## begin DATA

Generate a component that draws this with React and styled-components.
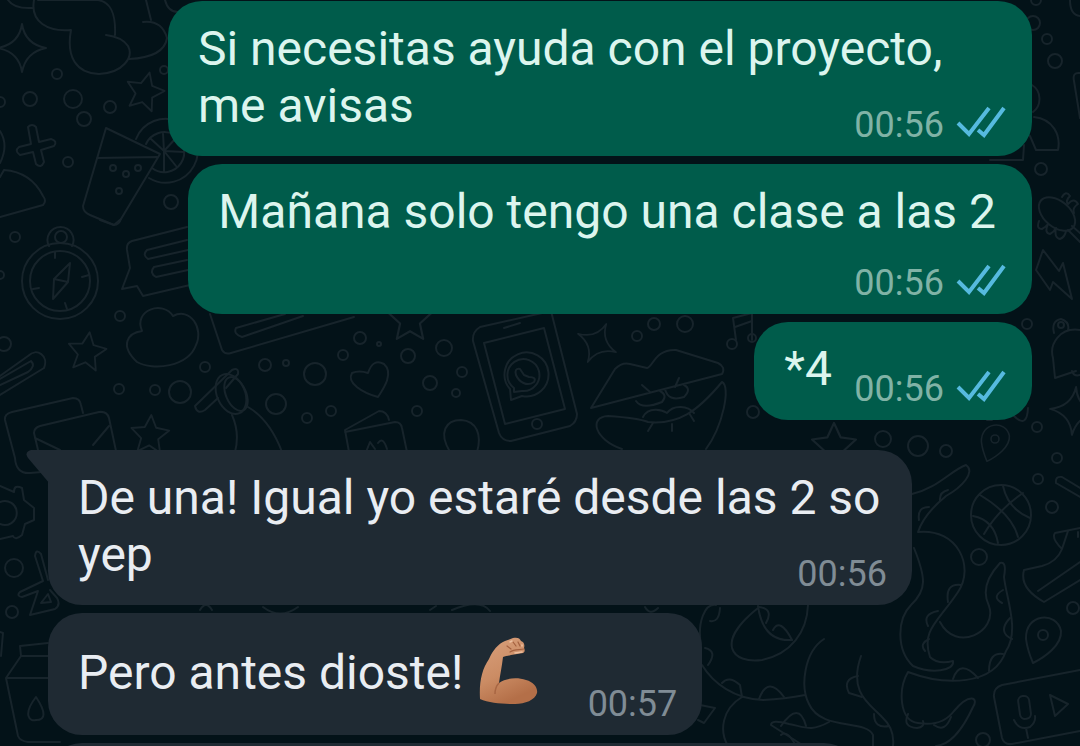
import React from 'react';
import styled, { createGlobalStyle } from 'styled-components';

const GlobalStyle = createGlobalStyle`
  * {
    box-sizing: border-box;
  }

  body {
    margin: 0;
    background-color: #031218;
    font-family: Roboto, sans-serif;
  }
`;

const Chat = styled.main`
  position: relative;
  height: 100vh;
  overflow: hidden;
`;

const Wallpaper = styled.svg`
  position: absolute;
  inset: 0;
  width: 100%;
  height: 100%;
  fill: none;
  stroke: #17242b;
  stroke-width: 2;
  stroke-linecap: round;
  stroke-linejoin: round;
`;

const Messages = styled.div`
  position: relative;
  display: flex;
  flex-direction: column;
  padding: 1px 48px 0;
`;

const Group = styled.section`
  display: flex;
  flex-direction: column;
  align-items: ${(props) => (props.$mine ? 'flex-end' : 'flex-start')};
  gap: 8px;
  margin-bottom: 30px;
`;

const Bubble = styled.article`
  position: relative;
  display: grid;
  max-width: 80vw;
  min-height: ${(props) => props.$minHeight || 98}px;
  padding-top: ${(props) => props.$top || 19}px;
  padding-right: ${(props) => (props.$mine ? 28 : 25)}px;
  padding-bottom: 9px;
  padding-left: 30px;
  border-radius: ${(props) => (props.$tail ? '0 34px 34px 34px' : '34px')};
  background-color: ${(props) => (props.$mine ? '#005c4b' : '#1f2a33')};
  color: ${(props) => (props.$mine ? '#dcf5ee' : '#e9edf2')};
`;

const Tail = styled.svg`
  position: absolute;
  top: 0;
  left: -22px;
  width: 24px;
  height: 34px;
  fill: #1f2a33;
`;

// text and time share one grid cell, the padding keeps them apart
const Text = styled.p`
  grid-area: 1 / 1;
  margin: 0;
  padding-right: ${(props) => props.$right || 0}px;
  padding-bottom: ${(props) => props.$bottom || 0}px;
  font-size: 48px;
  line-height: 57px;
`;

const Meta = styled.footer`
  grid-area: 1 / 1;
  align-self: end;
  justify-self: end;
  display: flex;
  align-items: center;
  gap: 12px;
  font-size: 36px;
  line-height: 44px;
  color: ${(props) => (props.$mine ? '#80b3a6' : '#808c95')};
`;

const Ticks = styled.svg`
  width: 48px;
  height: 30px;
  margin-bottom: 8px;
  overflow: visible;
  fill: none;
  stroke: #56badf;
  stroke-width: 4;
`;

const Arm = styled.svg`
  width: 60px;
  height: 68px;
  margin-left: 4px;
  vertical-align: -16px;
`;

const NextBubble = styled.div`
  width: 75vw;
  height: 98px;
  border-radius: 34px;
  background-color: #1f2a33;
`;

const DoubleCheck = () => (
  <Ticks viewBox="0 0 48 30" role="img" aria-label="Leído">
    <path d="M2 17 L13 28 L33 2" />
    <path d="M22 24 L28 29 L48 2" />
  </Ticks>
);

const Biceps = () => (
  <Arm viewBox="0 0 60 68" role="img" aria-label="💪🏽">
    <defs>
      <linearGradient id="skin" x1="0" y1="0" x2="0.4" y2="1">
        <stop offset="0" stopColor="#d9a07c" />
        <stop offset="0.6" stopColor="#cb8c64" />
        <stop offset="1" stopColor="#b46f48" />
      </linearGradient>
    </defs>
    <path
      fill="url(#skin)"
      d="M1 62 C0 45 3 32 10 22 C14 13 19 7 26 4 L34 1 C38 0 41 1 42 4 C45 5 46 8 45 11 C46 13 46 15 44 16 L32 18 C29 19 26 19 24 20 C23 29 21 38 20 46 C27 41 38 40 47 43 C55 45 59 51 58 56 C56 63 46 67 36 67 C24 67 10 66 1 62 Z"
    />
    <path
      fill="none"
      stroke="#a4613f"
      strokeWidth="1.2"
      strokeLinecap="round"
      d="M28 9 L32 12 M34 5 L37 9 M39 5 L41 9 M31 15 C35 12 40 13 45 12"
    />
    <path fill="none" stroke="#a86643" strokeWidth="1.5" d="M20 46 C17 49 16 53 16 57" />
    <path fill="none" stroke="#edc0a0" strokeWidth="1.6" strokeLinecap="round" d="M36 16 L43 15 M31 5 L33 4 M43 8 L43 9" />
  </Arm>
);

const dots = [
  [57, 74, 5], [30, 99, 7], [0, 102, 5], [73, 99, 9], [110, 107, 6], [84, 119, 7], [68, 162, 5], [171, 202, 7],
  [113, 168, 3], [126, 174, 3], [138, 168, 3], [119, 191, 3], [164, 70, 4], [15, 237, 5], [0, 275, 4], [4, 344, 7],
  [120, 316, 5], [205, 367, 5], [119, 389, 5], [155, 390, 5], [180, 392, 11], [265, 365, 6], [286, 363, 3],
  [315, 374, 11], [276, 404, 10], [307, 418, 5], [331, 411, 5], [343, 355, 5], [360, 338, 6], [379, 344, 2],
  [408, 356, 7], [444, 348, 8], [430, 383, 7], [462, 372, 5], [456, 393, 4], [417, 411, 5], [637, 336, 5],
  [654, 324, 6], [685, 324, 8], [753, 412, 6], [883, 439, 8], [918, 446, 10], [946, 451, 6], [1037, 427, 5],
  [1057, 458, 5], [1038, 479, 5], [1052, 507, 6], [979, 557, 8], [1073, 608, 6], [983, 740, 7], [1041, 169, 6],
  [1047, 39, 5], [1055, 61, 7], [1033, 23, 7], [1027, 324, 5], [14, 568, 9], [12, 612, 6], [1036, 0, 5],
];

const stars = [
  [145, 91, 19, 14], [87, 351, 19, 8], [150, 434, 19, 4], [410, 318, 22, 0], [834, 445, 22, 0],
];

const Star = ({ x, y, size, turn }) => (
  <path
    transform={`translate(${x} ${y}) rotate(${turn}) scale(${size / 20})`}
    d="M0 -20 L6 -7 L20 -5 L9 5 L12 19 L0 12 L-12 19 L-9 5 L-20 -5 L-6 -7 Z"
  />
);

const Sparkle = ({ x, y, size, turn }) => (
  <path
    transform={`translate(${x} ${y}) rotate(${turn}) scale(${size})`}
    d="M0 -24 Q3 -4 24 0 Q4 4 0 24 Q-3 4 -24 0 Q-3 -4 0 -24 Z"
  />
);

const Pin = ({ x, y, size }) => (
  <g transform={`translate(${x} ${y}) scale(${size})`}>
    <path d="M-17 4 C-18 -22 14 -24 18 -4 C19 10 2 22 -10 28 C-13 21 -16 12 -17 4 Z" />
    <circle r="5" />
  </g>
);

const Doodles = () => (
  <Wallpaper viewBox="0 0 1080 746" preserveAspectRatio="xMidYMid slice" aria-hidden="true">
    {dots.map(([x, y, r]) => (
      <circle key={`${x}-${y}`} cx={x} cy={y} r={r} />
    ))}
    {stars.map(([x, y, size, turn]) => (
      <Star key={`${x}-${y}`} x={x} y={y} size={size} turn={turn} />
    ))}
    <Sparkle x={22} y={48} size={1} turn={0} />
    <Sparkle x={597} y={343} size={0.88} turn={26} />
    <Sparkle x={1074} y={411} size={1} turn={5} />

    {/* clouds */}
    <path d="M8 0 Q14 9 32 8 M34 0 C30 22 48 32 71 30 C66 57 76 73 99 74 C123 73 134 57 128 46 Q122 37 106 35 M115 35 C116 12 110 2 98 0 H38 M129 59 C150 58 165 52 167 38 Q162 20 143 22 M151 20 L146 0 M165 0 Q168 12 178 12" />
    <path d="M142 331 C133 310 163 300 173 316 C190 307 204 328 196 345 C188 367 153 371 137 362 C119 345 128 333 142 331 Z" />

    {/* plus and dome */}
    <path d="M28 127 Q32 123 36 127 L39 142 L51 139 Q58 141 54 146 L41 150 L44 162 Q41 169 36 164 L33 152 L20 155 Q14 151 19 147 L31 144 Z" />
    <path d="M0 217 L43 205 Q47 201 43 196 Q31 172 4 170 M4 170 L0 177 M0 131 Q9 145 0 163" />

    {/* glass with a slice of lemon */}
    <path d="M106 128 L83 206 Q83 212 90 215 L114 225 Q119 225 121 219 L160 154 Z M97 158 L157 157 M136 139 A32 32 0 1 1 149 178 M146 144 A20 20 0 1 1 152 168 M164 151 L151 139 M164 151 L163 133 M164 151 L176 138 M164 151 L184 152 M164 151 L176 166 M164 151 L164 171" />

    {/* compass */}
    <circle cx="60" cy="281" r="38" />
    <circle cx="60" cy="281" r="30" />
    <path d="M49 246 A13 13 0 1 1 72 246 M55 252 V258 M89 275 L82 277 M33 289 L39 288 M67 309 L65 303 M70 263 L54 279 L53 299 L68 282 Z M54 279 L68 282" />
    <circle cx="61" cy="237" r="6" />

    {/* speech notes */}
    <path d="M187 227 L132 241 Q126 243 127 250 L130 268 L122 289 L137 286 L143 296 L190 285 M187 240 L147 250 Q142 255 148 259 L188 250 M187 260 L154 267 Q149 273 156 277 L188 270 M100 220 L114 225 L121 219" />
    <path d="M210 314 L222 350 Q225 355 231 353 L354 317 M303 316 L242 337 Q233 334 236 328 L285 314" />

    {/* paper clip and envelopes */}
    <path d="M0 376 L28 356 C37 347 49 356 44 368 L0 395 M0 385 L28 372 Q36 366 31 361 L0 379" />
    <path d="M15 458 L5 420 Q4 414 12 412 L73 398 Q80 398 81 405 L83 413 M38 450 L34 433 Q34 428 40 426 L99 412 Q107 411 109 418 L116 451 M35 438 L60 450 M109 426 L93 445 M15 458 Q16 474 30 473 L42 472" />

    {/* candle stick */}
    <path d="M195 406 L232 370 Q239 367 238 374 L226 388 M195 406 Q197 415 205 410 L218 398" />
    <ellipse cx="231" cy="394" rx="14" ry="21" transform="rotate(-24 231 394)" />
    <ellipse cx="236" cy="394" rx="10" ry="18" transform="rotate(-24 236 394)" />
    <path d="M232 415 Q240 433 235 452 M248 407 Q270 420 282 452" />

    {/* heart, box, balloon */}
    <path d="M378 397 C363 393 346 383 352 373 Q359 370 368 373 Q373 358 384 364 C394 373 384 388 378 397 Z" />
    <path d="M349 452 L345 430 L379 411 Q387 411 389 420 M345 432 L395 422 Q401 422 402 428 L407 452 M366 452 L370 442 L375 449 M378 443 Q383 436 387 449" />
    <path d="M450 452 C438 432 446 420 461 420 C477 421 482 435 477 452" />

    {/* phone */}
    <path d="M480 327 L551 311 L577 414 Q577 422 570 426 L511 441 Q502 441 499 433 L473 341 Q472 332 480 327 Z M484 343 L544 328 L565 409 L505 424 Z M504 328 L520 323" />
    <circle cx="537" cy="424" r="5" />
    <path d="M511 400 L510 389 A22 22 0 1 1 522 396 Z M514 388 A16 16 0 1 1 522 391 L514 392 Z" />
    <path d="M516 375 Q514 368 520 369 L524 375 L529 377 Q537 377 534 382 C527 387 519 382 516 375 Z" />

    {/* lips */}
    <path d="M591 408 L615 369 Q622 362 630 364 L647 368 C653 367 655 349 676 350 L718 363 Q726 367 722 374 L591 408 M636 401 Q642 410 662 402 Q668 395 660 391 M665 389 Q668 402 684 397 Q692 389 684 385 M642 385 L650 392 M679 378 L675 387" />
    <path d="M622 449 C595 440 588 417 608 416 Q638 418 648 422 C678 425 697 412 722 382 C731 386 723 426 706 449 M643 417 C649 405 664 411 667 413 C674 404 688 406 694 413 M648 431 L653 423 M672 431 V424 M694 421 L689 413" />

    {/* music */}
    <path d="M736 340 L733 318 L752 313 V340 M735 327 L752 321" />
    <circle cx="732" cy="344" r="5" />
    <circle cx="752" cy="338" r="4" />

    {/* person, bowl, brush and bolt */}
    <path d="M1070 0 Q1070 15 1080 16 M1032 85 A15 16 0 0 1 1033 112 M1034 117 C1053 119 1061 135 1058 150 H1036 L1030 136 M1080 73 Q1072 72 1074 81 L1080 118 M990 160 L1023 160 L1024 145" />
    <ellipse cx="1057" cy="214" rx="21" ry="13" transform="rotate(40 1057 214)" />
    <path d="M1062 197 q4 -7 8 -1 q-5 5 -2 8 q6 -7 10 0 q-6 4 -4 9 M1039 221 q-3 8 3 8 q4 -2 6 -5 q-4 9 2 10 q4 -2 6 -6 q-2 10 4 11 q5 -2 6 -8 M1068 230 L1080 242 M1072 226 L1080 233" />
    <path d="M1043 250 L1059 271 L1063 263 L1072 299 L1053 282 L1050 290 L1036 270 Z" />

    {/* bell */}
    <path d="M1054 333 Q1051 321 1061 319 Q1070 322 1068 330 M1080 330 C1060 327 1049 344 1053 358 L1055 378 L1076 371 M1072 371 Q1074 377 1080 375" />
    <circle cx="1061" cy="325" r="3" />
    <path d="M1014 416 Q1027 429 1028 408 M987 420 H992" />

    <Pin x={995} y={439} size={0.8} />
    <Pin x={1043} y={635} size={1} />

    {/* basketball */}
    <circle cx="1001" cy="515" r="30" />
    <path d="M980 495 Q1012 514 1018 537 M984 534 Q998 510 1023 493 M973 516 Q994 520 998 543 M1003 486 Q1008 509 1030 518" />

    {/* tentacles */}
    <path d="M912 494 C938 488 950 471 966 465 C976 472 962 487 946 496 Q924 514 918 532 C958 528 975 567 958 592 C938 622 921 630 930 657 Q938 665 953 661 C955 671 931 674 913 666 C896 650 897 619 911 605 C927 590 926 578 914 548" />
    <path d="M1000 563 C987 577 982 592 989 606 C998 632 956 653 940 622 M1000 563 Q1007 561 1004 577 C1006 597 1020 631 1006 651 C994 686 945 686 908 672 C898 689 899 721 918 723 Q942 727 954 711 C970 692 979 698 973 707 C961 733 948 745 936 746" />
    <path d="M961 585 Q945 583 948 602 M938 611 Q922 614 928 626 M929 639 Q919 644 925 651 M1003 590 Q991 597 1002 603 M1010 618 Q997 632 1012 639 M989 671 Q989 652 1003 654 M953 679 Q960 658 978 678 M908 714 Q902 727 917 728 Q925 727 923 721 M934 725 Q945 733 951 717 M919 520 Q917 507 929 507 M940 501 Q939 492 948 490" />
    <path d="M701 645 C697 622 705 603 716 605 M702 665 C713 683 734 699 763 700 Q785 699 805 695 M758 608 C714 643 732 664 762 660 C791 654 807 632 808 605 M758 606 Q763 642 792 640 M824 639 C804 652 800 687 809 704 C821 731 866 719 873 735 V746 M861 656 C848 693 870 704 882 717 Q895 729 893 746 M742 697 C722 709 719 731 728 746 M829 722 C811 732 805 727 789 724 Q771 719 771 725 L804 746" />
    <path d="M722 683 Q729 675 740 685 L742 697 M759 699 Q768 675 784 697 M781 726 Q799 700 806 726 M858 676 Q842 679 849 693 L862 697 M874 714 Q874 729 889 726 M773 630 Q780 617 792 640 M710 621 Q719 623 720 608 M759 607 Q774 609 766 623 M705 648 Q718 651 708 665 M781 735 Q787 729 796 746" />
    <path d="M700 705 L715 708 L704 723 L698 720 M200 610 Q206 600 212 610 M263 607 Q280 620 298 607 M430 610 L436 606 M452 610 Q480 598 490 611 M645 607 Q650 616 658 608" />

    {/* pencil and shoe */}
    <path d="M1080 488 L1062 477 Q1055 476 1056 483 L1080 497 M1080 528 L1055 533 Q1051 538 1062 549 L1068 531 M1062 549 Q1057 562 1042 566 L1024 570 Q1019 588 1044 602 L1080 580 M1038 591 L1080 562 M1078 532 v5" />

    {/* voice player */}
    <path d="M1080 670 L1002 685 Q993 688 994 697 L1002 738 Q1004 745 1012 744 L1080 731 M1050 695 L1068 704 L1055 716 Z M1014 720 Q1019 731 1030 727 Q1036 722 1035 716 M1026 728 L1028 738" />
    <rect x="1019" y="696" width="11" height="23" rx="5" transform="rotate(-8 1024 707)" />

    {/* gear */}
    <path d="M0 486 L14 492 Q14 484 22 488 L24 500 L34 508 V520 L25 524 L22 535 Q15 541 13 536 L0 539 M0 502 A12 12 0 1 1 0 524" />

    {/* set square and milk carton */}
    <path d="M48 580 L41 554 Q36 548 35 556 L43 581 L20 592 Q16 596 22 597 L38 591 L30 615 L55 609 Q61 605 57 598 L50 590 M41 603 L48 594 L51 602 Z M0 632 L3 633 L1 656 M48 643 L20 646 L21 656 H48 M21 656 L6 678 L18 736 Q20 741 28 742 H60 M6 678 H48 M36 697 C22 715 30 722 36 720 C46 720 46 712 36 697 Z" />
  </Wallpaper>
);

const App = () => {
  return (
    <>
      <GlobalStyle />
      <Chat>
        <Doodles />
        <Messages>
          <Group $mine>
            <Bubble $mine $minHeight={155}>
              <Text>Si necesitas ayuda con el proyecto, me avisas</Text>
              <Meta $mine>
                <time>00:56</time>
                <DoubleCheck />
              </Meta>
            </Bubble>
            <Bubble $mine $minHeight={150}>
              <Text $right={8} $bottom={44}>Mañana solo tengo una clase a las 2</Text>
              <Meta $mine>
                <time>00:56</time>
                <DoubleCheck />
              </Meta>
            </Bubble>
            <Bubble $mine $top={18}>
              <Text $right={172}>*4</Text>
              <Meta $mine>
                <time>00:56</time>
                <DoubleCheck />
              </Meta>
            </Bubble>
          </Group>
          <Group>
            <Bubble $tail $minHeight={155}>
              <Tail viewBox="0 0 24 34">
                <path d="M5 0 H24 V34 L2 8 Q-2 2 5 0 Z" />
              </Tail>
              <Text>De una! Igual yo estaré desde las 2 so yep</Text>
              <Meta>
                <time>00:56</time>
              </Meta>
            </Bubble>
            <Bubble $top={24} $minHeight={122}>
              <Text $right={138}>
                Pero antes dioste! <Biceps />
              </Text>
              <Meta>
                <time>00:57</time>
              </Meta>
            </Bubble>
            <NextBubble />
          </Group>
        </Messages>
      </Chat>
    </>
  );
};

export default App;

## end DATA

* TASK TO CARRY OUT
Extract every line that has the string "components" in it.

* WORKED ANSWER
Generate a component that draws this with React and styled-components.
import styled, { createGlobalStyle } from 'styled-components';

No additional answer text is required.